Instead of a single founder approving purchases, a larger boutique might need to involve the head of merchandising, the store manager, and the business development manager during the validation stage of any B2B purchase decision.
6. A product or service is purchased and evaluated
Once stakeholders give their approval, the B2B buying process comes to a close. The organization has the green light to purchase goods or services from its chosen supplier.
After a solution is put in place, buyers check if it's working well. They look at money saved, return on investment, and how many people are using the solution. They also get feedback from all departments to make sure the solution is fixing the problem.
If things are working as intended, organizations may make a stronger commitment. They might order more, renew contracts, or upgrade the service. If the solution isn't working well, the buying team might return to earlier steps (like research or testing) to look for new solutions or more help.
Factors in B2B buying
B2B purchases require more people to agree, better reasons to buy, and proof of ROI. This makes B2B buying more complicated than business-to-consumer (B2C) purchases..
Key factors in B2B buying include:
- Many decision-makers: B2B buying involves teams from different departments—finance, operations, IT, and others—each with their own goals. Getting everyone to agree requires clear communication across the company.
- Detailed deal-making: B2B deals often include talks about bulk pricing, technical setup, or specialized contracts. These talks are important and can greatly affect both companies' profits.

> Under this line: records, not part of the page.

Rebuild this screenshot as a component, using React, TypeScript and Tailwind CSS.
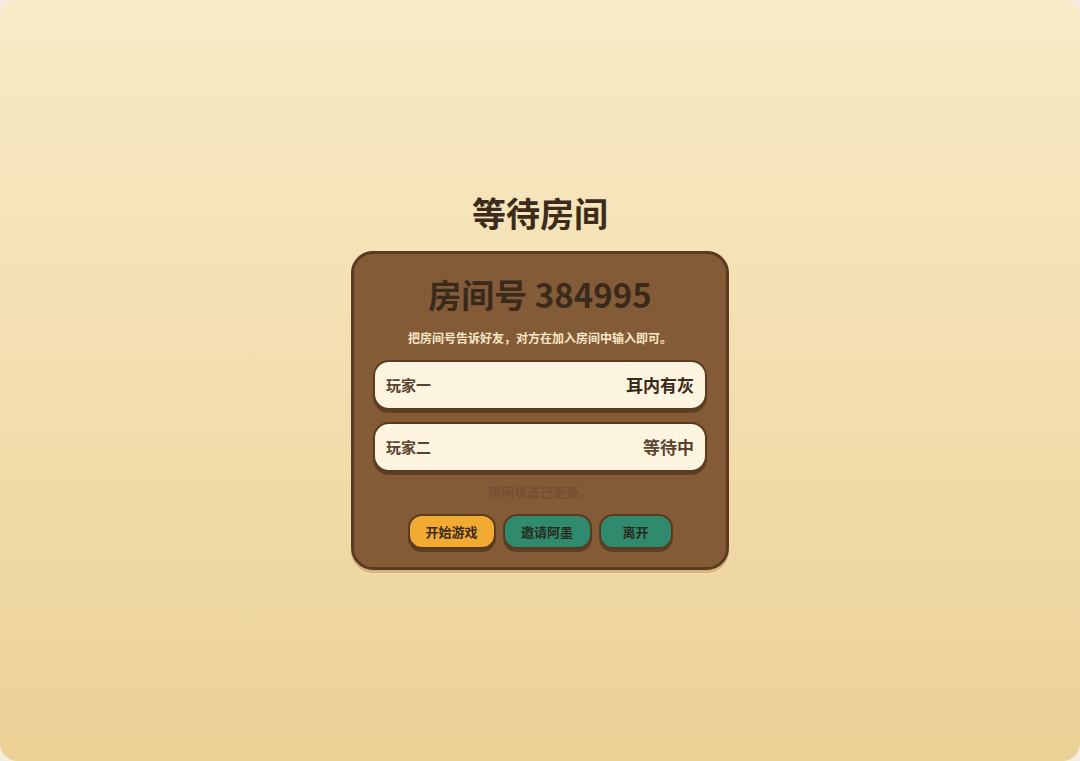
import React from "react";

const font = { fontFamily: '"Noto Sans CJK SC", "Noto Sans", sans-serif' };

export default function App() {
  return (
    <div className="w-[1080px] h-[761px] bg-[#f4ede0]" style={font}>
      <div className="w-full h-full rounded-[18px] bg-gradient-to-b from-[#f9ebc7] to-[#ecd196] flex flex-col items-center justify-center">
        <h1 className="text-[34px] leading-[44px] font-bold text-[#3d2c1b]">等待房间</h1>
        <div className="mt-[16px] w-[378px] rounded-[22px] border-[3px] border-[#5b3b1f] bg-[#845b37] shadow-[0_3px_0_rgba(150,100,50,0.3)] px-[19px] pt-[20px] pb-[18px] flex flex-col items-center">
          <div className="text-[33px] leading-[40px] font-bold text-[#3a2a1c]">房间号 384995</div>
          <div className="mt-[15px] text-[12px] leading-[18px] font-bold text-[#f7e8c8]">把房间号告诉好友，对方在加入房间中输入即可。</div>
          <div className="mt-[13px] w-full flex flex-col gap-[12px]">
            <div className="h-[50px] w-full rounded-[16px] border-2 border-[#5b3b1f] bg-[#fdf5e0] shadow-[0_3px_0_#5e3f23] px-[11px] flex items-center justify-between">
              <span className="text-[15px] font-bold text-[#5a4330]">玩家一</span>
              <span className="text-[17px] font-bold text-[#3a2a1c]">耳内有灰</span>
            </div>
            <div className="h-[50px] w-full rounded-[16px] border-2 border-[#5b3b1f] bg-[#fdf5e0] shadow-[0_3px_0_#5e3f23] px-[11px] flex items-center justify-between">
              <span className="text-[15px] font-bold text-[#5a4330]">玩家二</span>
              <span className="text-[17px] font-bold text-[#5a4330]">等待中</span>
            </div>
          </div>
          <div className="mt-[10px] text-[13px] leading-[20px] font-bold text-[#735032]">房间状态已更新。</div>
          <div className="mt-[12px] flex gap-[7px]">
            <button className="h-[35px] w-[88px] rounded-[14px] border-2 border-[#5b3b1f] bg-[#f2aa33] shadow-[0_3px_0_#5e3f23] text-[13px] font-bold text-[#3a2a1c]">开始游戏</button>
            <button className="h-[35px] w-[89px] rounded-[14px] border-2 border-[#5b3b1f] bg-[#2f8a6e] shadow-[0_3px_0_#5e3f23] text-[13px] font-bold text-[#2a2a1c]">邀请阿墨</button>
            <button className="h-[35px] w-[74px] rounded-[14px] border-2 border-[#5b3b1f] bg-[#2f8a6e] shadow-[0_3px_0_#5e3f23] text-[13px] font-bold text-[#2a2a1c]">离开</button>
          </div>
        </div>
      </div>
    </div>
  );
}
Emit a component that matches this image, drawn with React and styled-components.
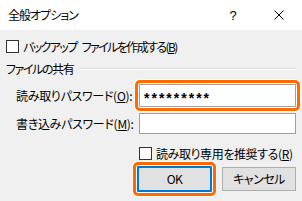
import React from "react";
import styled, { createGlobalStyle } from "styled-components";

const GlobalStyle = createGlobalStyle`
  html, body {
    margin: 0;
    padding: 0;
    background: #f0f0f0;
  }
  body {
    font-family: "Noto Sans CJK JP", "Noto Sans", sans-serif;
    font-size: 12px;
    color: #000;
    font-feature-settings: "palt";
  }
`;

const Window = styled.div`
  width: 302px;
  height: 201px;
  background: #f0f0f0;
  display: flex;
  flex-direction: column;
  overflow: hidden;
`;

const TitleBar = styled.div`
  height: 30px;
  background: #fff;
  display: flex;
  align-items: center;
  padding-left: 8px;
`;

const Title = styled.div`
  flex: 1;
  font-size: 12px;
  line-height: 16px;
  letter-spacing: -1px;
`;

const TitleButton = styled.div`
  width: 46px;
  height: 30px;
  display: flex;
  align-items: center;
  justify-content: center;
  font-family: "Liberation Sans", sans-serif;
  font-size: 13px;
`;

const Body = styled.div`
  padding: 10px 6px 0 6px;
  display: flex;
  flex-direction: column;
`;

const CheckRow = styled.div`
  display: flex;
  align-items: center;
  gap: 4px;
  height: 13px;
  margin-left: ${(p) => p.$indent || 0}px;
  margin-top: ${(p) => p.$top || 0}px;
  line-height: 13px;
  white-space: nowrap;
`;

const CheckText = styled.span`
  letter-spacing: ${(p) => p.$spacing ?? -0.4}px;
`;

const WordGap = styled.span`
  display: inline-block;
  width: 5px;
`;

const Box = styled.span`
  width: 13px;
  height: 13px;
  box-sizing: border-box;
  border: 1px solid #333;
  background: #fff;
  flex: none;
`;

const GroupHeader = styled.div`
  display: flex;
  align-items: center;
  gap: 6px;
  height: 14px;
  margin-top: 9px;
`;

const GroupTitle = styled.span`
  white-space: nowrap;
  line-height: 14px;
  letter-spacing: -1.4px;
`;

const GroupLine = styled.div`
  flex: 1;
  height: 1px;
  background: #dcdcdc;
  border-bottom: 1px solid #fff;
`;

const FormGrid = styled.div`
  display: grid;
  grid-template-columns: 123px 157px;
  row-gap: 6px;
  padding-left: 10px;
  margin-top: 8px;
  align-items: center;
`;

const FieldLabel = styled.span`
  white-space: nowrap;
  line-height: 16px;
  letter-spacing: -0.3px;
`;

const Field = styled.div`
  position: relative;
  height: ${(p) => p.$height || 22}px;
  box-sizing: border-box;
  border: 1px solid #a0a0a0;
  background: #fff;
  padding-left: 4px;
  display: flex;
  align-items: center;
  font-family: "Liberation Sans", sans-serif;
  font-size: 14px;
  font-weight: bold;
  letter-spacing: 2px;
  &::after {
    content: "";
    display: ${(p) => (p.$focused ? "block" : "none")};
    position: absolute;
    inset: -5px;
    border: 3px solid #ff6a00;
    border-radius: 5px;
    box-shadow: 0 0 0 1px #fff, inset 0 0 0 1px #fff;
    pointer-events: none;
  }
`;

const Stars = styled.span`
  position: relative;
  top: 2px;
`;

const ButtonRow = styled.div`
  display: flex;
  justify-content: flex-end;
  align-items: center;
  gap: 10px;
  margin-top: 6px;
`;

const Button = styled.div`
  position: relative;
  width: ${(p) => (p.$default ? 75 : 74)}px;
  height: ${(p) => (p.$default ? 26 : 24)}px;
  box-sizing: border-box;
  border: ${(p) => (p.$default ? "2px solid #0078d7" : "1px solid #adadad")};
  background: #e1e1e1;
  display: flex;
  align-items: center;
  justify-content: center;
  line-height: 14px;
  letter-spacing: -0.5px;
  &::after {
    content: "";
    display: ${(p) => (p.$default ? "block" : "none")};
    position: absolute;
    inset: -6px;
    border: 3px solid #ff6a00;
    border-radius: 5px;
    box-shadow: 0 0 0 1px #fff, inset 0 0 0 1px #fff;
  }
`;

const App = () => {
  return (
    <>
      <GlobalStyle />
      <Window>
        <TitleBar>
          <Title>全般オプション</Title>
          <TitleButton>?</TitleButton>
          <TitleButton>
            <svg width="10" height="10" viewBox="0 0 10 10">
              <path d="M0.5 0.5 L9.5 9.5 M9.5 0.5 L0.5 9.5" stroke="#000" strokeWidth="1" />
            </svg>
          </TitleButton>
        </TitleBar>
        <Body>
          <CheckRow>
            <Box />
            <CheckText $spacing={-1.6}>
              バックアップ<WordGap />ファイルを作成する(<u>B</u>)
            </CheckText>
          </CheckRow>
          <GroupHeader>
            <GroupTitle>ファイルの共有</GroupTitle>
            <GroupLine />
          </GroupHeader>
          <FormGrid>
            <FieldLabel>
              読み取りパスワード(<u>O</u>):
            </FieldLabel>
            <Field $focused $height={23}>
              <Stars>*********</Stars>
            </Field>
            <FieldLabel>
              書き込みパスワード(<u>M</u>):
            </FieldLabel>
            <Field $height={21} />
          </FormGrid>
          <CheckRow $indent={133} $top={13}>
            <Box />
            <CheckText $spacing={-0.4}>
              読み取り専用を推奨する(<u>R</u>)
            </CheckText>
          </CheckRow>
          <ButtonRow>
            <Button $default>OK</Button>
            <Button>キャンセル</Button>
          </ButtonRow>
        </Body>
      </Window>
    </>
  );
};

export default App;
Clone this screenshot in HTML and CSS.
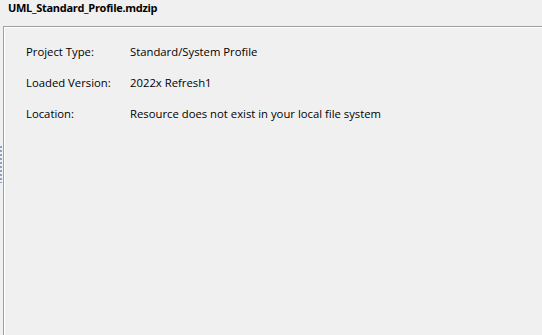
FILE: index.html
```html
<!DOCTYPE html>
<html lang="en">
<head>
    <title>UML_Standard_Profile.mdzip</title>
    <link rel="stylesheet" href="styles.css">
</head>
<body>
    <div class="title">UML_Standard_Profile.mdzip</div>
    <div class="main">
        <div class="grip"></div>
        <div class="panel">
            <div class="row">
                <span class="label">Project Type:</span>
                <span class="value">Standard/System Profile</span>
            </div>
            <div class="row">
                <span class="label">Loaded Version:</span>
                <span class="value">2022x Refresh1</span>
            </div>
            <div class="row">
                <span class="label">Location:</span>
                <span class="value">Resource does not exist in your local file system</span>
            </div>
        </div>
    </div>
</body>
</html>
```

FILE: styles.css
```css
body {
    margin: 0px;
    background-color: #f0f0f0;
    font-family: "Open Sans", "Noto Sans", sans-serif;
    font-size: 11.3px;
    color: #000000;
    height: 335px;
    overflow: hidden;
}
.title {
    height: 26px;
    padding-left: 8px;
    line-height: 16px;
    font-size: 11px;
    letter-spacing: -0.3px;
    font-weight: bold;
}
.main {
    display: flex;
    height: 309px;
}
.grip {
    width: 3px;
    height: 37px;
    margin-top: 120px;
    background: repeating-linear-gradient(to bottom, #8aa3c2 0px, #8aa3c2 2px, transparent 2px, transparent 4px);
    background-size: 2px 100%;
    background-repeat: no-repeat;
}
.panel {
    flex: 1;
    border-top: 1px solid #a0a0a0;
    border-left: 1px solid #a0a0a0;
    box-shadow: inset 1px 1px 0 #ffffff;
    padding: 16px 0 0 22px;
}
.row {
    display: flex;
    height: 31px;
    line-height: 18px;
}
.label {
    width: 104px;
}
```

- Longer decision times: Because more money and risk are involved, B2B sales can last weeks or months. Buyers need thorough product information, calculations showing return on investment, and after-purchase support to justify spending.
- Building connections: Creating trust between seller and buyer is key to closing deals. Ongoing support and open communication keep the relationship strong, leading to more business later.
- Focus on benefits: While price matters, prospective customers care more about measurable returns, strategic fit, and business impact. Showing how your product solves business problems and delivers real results helps you stand out from competitors.
How to speed up the B2B purchase process
The B2B buying process is lengthy. Unlike business-to-consumer (B2C) transactions, where there’s only one person involved, it can take groups of six (or more) people months to make a decision.
Let’s take a look at four ways to speed up the B2B buying process so you can serve more buyers in less time—while still helping each one make a confident decision.
Allow self-serve through an ecommerce storefront
Businesses often enlist the help of sales reps to assist potential customers throughout their buying decision. However, according to Gartner, B2B buyers spend just 17% of their time in the purchase process meeting with potential suppliers. The bulk of their time is spent researching independently online.
Throughout this independent buying process, 90% of buyers expect a DTC-style customer experience from B2B vendors. That includes easy checkout, the ability to find and select products easily, and a clear returns policy.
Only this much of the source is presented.